__Written request__. Reproduce the material in full, unchanged.

>>>>>

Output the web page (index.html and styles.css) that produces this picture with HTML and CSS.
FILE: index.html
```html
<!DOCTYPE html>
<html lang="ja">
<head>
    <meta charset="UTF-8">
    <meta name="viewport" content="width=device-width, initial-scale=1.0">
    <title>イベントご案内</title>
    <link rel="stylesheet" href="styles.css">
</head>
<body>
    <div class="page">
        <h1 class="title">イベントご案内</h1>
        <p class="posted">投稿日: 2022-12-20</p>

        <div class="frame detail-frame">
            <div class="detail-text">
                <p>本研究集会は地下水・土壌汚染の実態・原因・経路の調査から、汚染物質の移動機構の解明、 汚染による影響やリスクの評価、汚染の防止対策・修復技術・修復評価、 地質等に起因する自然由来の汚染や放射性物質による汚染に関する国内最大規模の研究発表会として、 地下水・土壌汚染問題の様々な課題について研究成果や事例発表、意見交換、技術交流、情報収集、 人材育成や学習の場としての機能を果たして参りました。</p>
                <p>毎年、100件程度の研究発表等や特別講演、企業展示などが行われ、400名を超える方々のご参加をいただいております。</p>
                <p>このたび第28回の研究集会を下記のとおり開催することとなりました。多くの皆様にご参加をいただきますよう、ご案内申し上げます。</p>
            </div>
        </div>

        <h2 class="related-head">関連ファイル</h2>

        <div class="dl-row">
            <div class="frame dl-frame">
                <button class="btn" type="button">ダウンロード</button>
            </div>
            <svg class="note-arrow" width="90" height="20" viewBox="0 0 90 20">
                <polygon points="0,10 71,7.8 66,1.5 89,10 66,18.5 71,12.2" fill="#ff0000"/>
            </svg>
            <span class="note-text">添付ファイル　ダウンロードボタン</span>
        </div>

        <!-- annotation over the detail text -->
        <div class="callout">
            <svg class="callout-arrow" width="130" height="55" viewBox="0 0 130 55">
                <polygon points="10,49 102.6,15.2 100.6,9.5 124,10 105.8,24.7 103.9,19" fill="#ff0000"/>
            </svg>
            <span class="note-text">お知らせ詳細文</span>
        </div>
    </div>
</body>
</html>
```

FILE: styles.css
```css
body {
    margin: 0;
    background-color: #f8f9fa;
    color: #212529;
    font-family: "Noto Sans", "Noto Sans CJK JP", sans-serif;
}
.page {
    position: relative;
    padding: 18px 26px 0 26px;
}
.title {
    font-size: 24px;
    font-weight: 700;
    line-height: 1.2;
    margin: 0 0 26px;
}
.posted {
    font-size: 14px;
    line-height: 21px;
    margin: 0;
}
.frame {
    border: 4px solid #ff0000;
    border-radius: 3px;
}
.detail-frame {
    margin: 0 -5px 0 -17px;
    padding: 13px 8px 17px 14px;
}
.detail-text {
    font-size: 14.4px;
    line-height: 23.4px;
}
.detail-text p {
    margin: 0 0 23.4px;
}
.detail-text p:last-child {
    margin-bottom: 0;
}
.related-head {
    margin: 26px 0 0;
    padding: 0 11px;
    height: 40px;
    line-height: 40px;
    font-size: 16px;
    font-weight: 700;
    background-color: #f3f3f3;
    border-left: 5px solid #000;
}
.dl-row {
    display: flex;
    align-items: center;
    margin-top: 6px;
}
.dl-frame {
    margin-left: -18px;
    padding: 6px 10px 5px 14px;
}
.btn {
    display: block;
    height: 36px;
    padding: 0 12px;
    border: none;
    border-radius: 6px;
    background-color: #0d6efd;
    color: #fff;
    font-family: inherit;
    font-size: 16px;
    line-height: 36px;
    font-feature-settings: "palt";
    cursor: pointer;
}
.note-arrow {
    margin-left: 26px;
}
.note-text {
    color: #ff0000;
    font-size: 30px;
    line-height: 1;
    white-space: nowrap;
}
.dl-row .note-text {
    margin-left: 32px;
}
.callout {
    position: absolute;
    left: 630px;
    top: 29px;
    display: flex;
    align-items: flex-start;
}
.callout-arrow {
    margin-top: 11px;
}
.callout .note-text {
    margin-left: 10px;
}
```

<<<<<

__Expected answer__.
Output the web page (index.html and styles.css) that produces this picture with HTML and CSS.
FILE: index.html
```html
<!DOCTYPE html>
<html lang="ja">
<head>
    <meta charset="UTF-8">
    <meta name="viewport" content="width=device-width, initial-scale=1.0">
    <title>イベントご案内</title>
    <link rel="stylesheet" href="styles.css">
</head>
<body>
    <div class="page">
        <h1 class="title">イベントご案内</h1>
        <p class="posted">投稿日: 2022-12-20</p>

        <div class="frame detail-frame">
            <div class="detail-text">
                <p>本研究集会は地下水・土壌汚染の実態・原因・経路の調査から、汚染物質の移動機構の解明、 汚染による影響やリスクの評価、汚染の防止対策・修復技術・修復評価、 地質等に起因する自然由来の汚染や放射性物質による汚染に関する国内最大規模の研究発表会として、 地下水・土壌汚染問題の様々な課題について研究成果や事例発表、意見交換、技術交流、情報収集、 人材育成や学習の場としての機能を果たして参りました。</p>
                <p>毎年、100件程度の研究発表等や特別講演、企業展示などが行われ、400名を超える方々のご参加をいただいております。</p>
                <p>このたび第28回の研究集会を下記のとおり開催することとなりました。多くの皆様にご参加をいただきますよう、ご案内申し上げます。</p>
            </div>
        </div>

        <h2 class="related-head">関連ファイル</h2>

        <div class="dl-row">
            <div class="frame dl-frame">
                <button class="btn" type="button">ダウンロード</button>
            </div>
            <svg class="note-arrow" width="90" height="20" viewBox="0 0 90 20">
                <polygon points="0,10 71,7.8 66,1.5 89,10 66,18.5 71,12.2" fill="#ff0000"/>
            </svg>
            <span class="note-text">添付ファイル　ダウンロードボタン</span>
        </div>

        <!-- annotation over the detail text -->
        <div class="callout">
            <svg class="callout-arrow" width="130" height="55" viewBox="0 0 130 55">
                <polygon points="10,49 102.6,15.2 100.6,9.5 124,10 105.8,24.7 103.9,19" fill="#ff0000"/>
            </svg>
            <span class="note-text">お知らせ詳細文</span>
        </div>
    </div>
</body>
</html>
```

FILE: styles.css
```css
body {
    margin: 0;
    background-color: #f8f9fa;
    color: #212529;
    font-family: "Noto Sans", "Noto Sans CJK JP", sans-serif;
}
.page {
    position: relative;
    padding: 18px 26px 0 26px;
}
.title {
    font-size: 24px;
    font-weight: 700;
    line-height: 1.2;
    margin: 0 0 26px;
}
.posted {
    font-size: 14px;
    line-height: 21px;
    margin: 0;
}
.frame {
    border: 4px solid #ff0000;
    border-radius: 3px;
}
.detail-frame {
    margin: 0 -5px 0 -17px;
    padding: 13px 8px 17px 14px;
}
.detail-text {
    font-size: 14.4px;
    line-height: 23.4px;
}
.detail-text p {
    margin: 0 0 23.4px;
}
.detail-text p:last-child {
    margin-bottom: 0;
}
.related-head {
    margin: 26px 0 0;
    padding: 0 11px;
    height: 40px;
    line-height: 40px;
    font-size: 16px;
    font-weight: 700;
    background-color: #f3f3f3;
    border-left: 5px solid #000;
}
.dl-row {
    display: flex;
    align-items: center;
    margin-top: 6px;
}
.dl-frame {
    margin-left: -18px;
    padding: 6px 10px 5px 14px;
}
.btn {
    display: block;
    height: 36px;
    padding: 0 12px;
    border: none;
    border-radius: 6px;
    background-color: #0d6efd;
    color: #fff;
    font-family: inherit;
    font-size: 16px;
    line-height: 36px;
    font-feature-settings: "palt";
    cursor: pointer;
}
.note-arrow {
    margin-left: 26px;
}
.note-text {
    color: #ff0000;
    font-size: 30px;
    line-height: 1;
    white-space: nowrap;
}
.dl-row .note-text {
    margin-left: 32px;
}
.callout {
    position: absolute;
    left: 630px;
    top: 29px;
    display: flex;
    align-items: flex-start;
}
.callout-arrow {
    margin-top: 11px;
}
.callout .note-text {
    margin-left: 10px;
}
```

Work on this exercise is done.